As the trip progressed, I was blessed with a guide (and a Bishop) who were adamantly set on making sure I did not miss this holiest of holy sites. There was a catch, though: I would have to walk this journey alone, without the rest of my group.

For those of you who have not been to the Holy Land, I am sure you can understand that this pilgrimage is emotional, moving, and powerful. My fellow pilgrims and I were moved to tears with regularity and spent hours in the evenings discussing and reflecting on the wonders (and challenges) that we had seen. After visiting Mt. Tabor, the group was filled with a combination of dread and excitement – we knew the next stop was Jerusalem, and that would mean we finally coming face-to-face with the Lord’s passion and death. We were all nervous as to how we were going to react.

For me, I was anxious that I would feel “nothing” or “everything.” I was anxious that I would be too overwhelmed to deal with my emotions, or worse, that I would be unable to control my emotions and become an embarrassment to those around me.

I voiced this to the Bishop, who said to me: “Perhaps you were meant to walk this journey alone. Perhaps Christ has something to share with you.”

And so, I did. Our group was incredibly encouraging as we parted ways along the Way of the Cross, and our guide pointed down the street to where I must go. As I departed, I became more emotional, and as I took a step, I felt the crushing, physical, heavy weight of those intentions I had carried with me all week, of my anxieties, and of our recent loss.

The pain I felt was real. I am not speaking about anything metaphorical; I am talking about a physical, heavy burden on my shoulders. I felt it as I walked around with tears streaming down my face, slightly hunched over, and white as a ghost from lack of sleep. Remember that part about being afraid to make a scene? Well there I was, making a scene. Thankfully, nobody seemed to notice.

As I walked through the streets of Jerusalem, the burden seemed to grow heavier and heavier, and the tears continued to flow. I imagined what this must have looked like 2,000 years ago. I pictured the humiliation that Jesus had endured. I could not believe the cruelty, the evil, the injustice of it all! I was completely inconsolable.

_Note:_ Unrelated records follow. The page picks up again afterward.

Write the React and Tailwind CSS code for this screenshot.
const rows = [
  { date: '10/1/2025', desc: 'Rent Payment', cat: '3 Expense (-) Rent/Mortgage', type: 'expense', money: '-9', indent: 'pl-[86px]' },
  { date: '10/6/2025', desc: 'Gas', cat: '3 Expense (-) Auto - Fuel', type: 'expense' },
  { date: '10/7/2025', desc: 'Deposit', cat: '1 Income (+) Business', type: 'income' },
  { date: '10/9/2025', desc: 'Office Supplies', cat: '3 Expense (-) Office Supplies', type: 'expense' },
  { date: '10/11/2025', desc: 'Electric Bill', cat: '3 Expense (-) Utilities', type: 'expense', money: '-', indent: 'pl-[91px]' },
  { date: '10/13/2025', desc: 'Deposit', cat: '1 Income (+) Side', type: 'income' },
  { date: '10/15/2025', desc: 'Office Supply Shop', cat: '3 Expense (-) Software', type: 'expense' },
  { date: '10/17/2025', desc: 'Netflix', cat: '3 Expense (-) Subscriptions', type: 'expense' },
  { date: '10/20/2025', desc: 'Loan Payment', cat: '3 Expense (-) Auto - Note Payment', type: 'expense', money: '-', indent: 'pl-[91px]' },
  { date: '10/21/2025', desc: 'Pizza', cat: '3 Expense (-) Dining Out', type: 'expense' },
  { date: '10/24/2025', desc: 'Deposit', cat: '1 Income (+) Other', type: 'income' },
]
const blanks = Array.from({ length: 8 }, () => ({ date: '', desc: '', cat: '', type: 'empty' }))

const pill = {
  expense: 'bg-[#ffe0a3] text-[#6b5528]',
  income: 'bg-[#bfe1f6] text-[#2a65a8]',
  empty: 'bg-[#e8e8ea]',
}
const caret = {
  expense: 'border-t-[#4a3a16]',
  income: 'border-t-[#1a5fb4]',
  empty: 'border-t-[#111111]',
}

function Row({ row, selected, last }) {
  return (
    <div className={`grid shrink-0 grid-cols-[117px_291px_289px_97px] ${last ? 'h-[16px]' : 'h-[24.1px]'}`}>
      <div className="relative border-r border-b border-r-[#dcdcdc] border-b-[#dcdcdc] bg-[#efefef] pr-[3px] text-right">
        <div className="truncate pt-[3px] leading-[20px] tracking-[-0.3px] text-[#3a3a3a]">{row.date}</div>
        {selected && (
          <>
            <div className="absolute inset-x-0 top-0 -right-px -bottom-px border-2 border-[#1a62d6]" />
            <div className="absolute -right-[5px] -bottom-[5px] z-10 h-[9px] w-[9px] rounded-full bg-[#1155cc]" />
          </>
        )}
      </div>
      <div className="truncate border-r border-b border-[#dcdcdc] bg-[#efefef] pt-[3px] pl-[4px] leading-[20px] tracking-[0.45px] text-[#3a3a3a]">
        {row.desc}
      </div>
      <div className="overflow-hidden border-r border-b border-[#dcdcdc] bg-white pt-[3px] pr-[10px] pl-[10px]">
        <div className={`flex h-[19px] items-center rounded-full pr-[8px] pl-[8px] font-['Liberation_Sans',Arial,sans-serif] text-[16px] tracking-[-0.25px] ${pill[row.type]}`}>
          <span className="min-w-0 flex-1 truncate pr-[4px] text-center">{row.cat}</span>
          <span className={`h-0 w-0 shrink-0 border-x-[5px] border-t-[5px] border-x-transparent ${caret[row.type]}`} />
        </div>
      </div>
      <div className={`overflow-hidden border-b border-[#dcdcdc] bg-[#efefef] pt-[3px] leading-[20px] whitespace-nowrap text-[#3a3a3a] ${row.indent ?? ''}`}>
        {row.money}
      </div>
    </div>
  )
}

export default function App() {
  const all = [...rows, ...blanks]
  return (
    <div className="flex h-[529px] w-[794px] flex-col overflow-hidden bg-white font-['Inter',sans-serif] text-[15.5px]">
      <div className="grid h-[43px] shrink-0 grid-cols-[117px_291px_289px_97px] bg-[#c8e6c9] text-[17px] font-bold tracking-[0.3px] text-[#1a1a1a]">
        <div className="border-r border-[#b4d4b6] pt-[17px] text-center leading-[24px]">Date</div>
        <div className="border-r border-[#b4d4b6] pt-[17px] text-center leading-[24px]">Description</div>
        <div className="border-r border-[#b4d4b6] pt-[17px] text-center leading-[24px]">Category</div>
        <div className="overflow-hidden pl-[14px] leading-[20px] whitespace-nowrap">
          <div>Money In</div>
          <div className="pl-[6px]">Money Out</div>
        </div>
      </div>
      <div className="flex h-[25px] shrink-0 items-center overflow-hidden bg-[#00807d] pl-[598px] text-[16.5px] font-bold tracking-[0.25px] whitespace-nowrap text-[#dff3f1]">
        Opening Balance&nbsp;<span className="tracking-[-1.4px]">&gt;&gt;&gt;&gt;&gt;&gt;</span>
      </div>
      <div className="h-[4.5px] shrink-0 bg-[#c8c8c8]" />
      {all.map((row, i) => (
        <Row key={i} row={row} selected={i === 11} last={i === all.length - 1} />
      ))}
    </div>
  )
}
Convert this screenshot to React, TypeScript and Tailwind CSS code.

Finally, I turned the corner and entered into the courtyard of the Church of the Holy Sepulcher. As I walked into the dark Church, I prepared myself for what was surely going to be an even more intense reaction. I took a deep breath, walked in, and then…

Nothing. I felt nothing.

The burden on my shoulders? Gone. The tears streaming down my face? Gone. I could not produce a tear if I tried. What was worse is that I was lost, confused, and faced with hundreds of tourists talking, laughing, and smiling.

I finally found my way to the site of the crucifixion and waited in a line around the corner. Now, I was angry. How could I feel nothing? I was in the spot that Christ suffered and died for MY sins. The place where my salvation itself was born! How could I feel nothing?

The nothingness lasted only until I rounded the corner and saw the stones of Golgotha, and the Crucifix hanging over the spot where our Lord died. The tears returned, and the burden was back. I wasn’t just sniffling. I was audibly, loudly, crying. So much so that right before it was my turn to venerate, the nun behind me put her hand on my shoulder and said in broken English “it’s okay! He lives!”

I knelt down to venerate the stone, almost out of necessity, for the burden was too heavy. “I can’t do it anymore,” I said, “It’s too much. How did you do this for all of humanity?”

At that, I felt the burden from my shoulders lifted, and my tears dry up. “Let me help you carry those,” I heard in the very depths of my soul. “You don’t have to do this alone.”

It seems I had confused nothingness with emptiness. The intentions were never mine, they belonged to Him. I was the vessel people used to get their prayers to the Holy Land and I let them overwhelm me. Now, face to face with the darkest place on earth, I realized, perhaps for the first time, the true meaning of Matthew 11:29.

“Come to me, all you who labor and are burdened, and I will give you rest.”

It took a trip to the place where Jesus died on the cross to understand how to let Him into my sufferings. It took touching the stones of Golgotha to understand that “giving it up to the Lord” was not just a platitude, it was the only way. God does not just want me to share with Him my joys and my triumphs, He wants to walk with me in my sufferings, in my faults, and in my failings. God does not allow me to suffer alone. In fact, I am never alone. God wants to help me through my sufferings. God wants me to know that even though suffering is inevitable, so too is the fact that suffering is not the end. For my journey to the Church of the Holy Sepulcher did not end at Calvary. It ended inside the Empty Tomb, and the joy there was radiant and indescribable.

But that is an experience to be shared at another time.

Today, Good Friday, we remember suffering. We remember death. We remember sacrifice. Most of all, we remember the great gift of freedom and peace and joy that His suffering gives to each of us.